If you had only gotten your own "P."
Both that lament and admonition are implicit in what is spotlighted in a recent lawsuit featuring two well-known American companies.
One of those entities -- the plaintiff -- is PayPal, a big-time player in the Internet payment industry, with the company offering services that supplant the use of cash and checks and expedite online money transfers.
The defendant, Pandora, is a music-streaming service that offers an online app providing personalized musical selections for consumers.
Seemingly, there is little in common between the two companies.
Except for the lawsuit that PayPal recently filed, in which it alleges that Pandora has flagrantly misappropriated its distinctive trademark symbol in a manner that is materially confusing consumers as to product source.
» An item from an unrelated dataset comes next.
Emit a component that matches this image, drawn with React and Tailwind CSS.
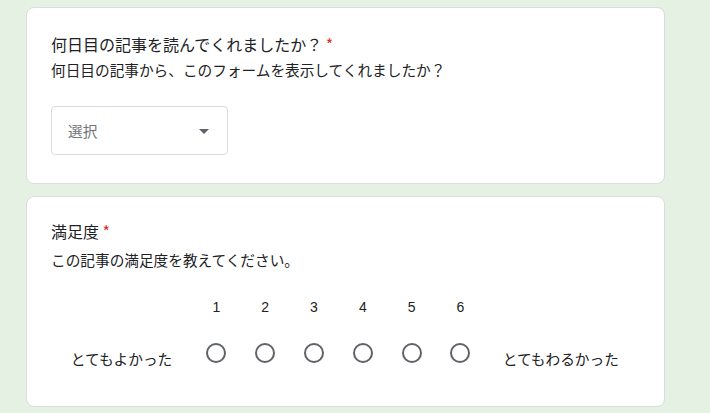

For that alleged wrongdoing (the above link portal offers a side-by-side look at the two companies' marks), PayPal is insisting that Pandora immediately cease from using its current symbol and pay damages (in an amount not yet specified in public media accounts).
As for the motivation underlying infringement, PayPal argues this: Pandora is a flatly failing company that is seeking to motivate more online users to click on its app on various mobile devices. Its strategy to promote that aim is to basically trick those consumers through use of a mark that looks closely similar to PayPal's better-known symbol.
And the ruse is working, states PayPal. As noted in one media report on the litigation, the company "points out more than 20 social media posts about [consumers'] confusion as exhibits in its suit."
Understandably, "likelihood of confusion" in consumers' minds is the guiding standard to assess trademark infringement claims.
We'll let readers know how the litigation ultimately plays out.